GOP leaders have at times sent conflicting messages on the viability of using budget reconciliation a second or even a third time this Congress after last year’s laborious effort to pass the One Big Beautiful Bill Act.
Senate Majority Leader John Thune, South Dakota Republican, has said repeatedly that there has to be a good reason to do it, one that will unify the party around the effort. Last year, it was the GOP’s desire to permanently extend expiring tax cuts from Mr. Trump’s first term that drove support for the OBBB.
Mr. Thune, after months of indifference to a second reconciliation bill, now says one is needed to fund ICE and CBP through the remainder of Mr. Trump’s term since Democrats are refusing to support any money for immigration enforcement.
But he is hoping rank-and-file Republicans will resist the urge to push for other additions to that bill that could implicate multiple committees of jurisdiction and complicate the process.
“Our theory of the case behind all this was to keep that thing as narrow and focused as possible,” he said. “And that maximizes, I think, the speed at which we can do it and the support for it.”
House Speaker Mike Johnson, Louisiana Republican, has been pushing for a second sizable reconciliation package for months despite doubt from others in his conference.

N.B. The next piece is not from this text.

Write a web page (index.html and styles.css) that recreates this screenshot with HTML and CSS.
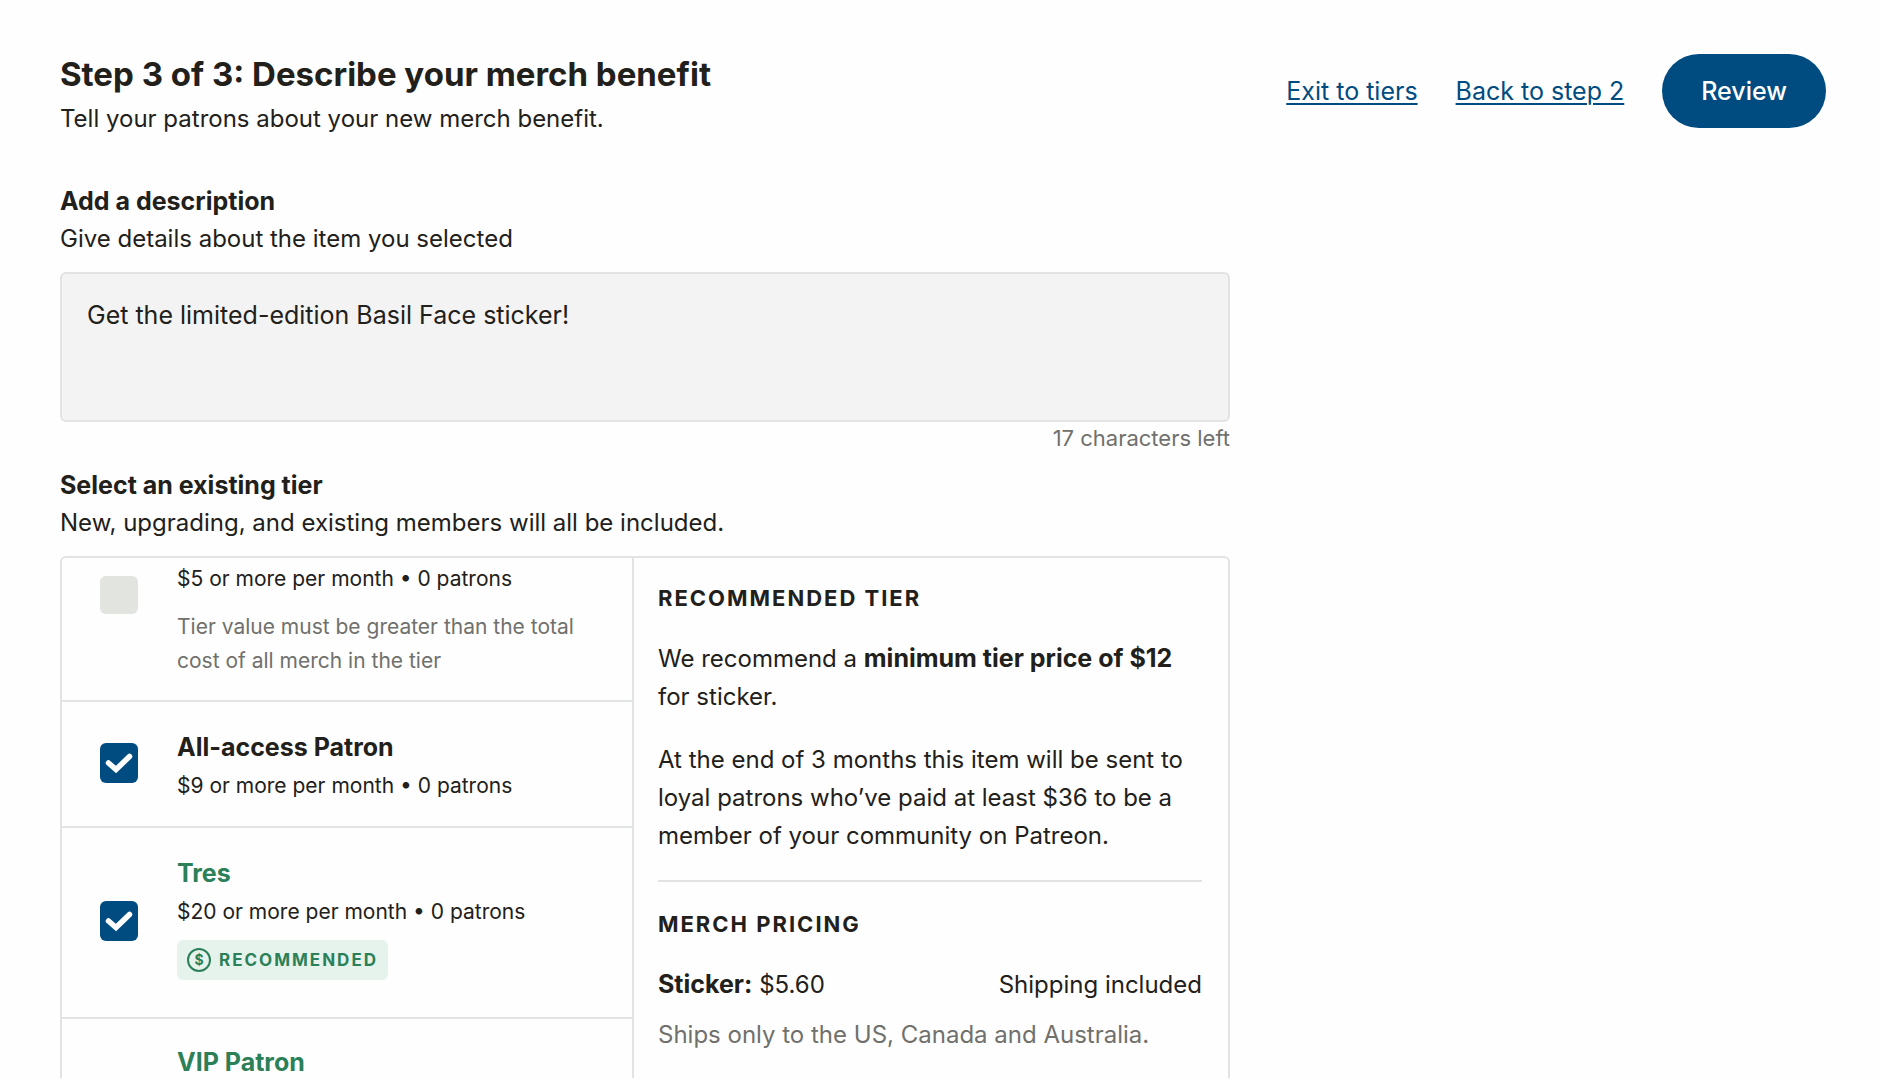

But when the Senate first pitched a two-track plan for funding the Department of Homeland Security that would fund most agencies through regular appropriations and ICE and CBP through reconciliation, Mr. Johnson suddenly changed his tune.
He called the reconciliation effort “a very difficult task” and “a high-risk gamble.”
That likely stems from House Republicans’ distrust of the Senate. Mr. Johnson has since gotten on board with the two-track funding plan, amid Mr. Trump’s urging. But a majority of his conference is pushing for a reordering of the two tracks.
“I’m fine with the two-track approach, as long as the first approach that we make is funding ICE and CBP,” Rep. Beth Van Duyne, Texas Republican, said on Fox News’ Sunday Morning Futures.
The Senate has already passed a bill to fund the rest of DHS by voice vote, but the House lacks consensus to follow suit. That’s partly why House Republicans want to be on record funding ICE and CBP first.
“Just expecting us to all put our names on a vote that would fund out to a zero level ICE and CBP after the Senate just had to do it by a voice vote – not one single senator is on the record – I don’t think that’s right,” Ms. Van Duyne said.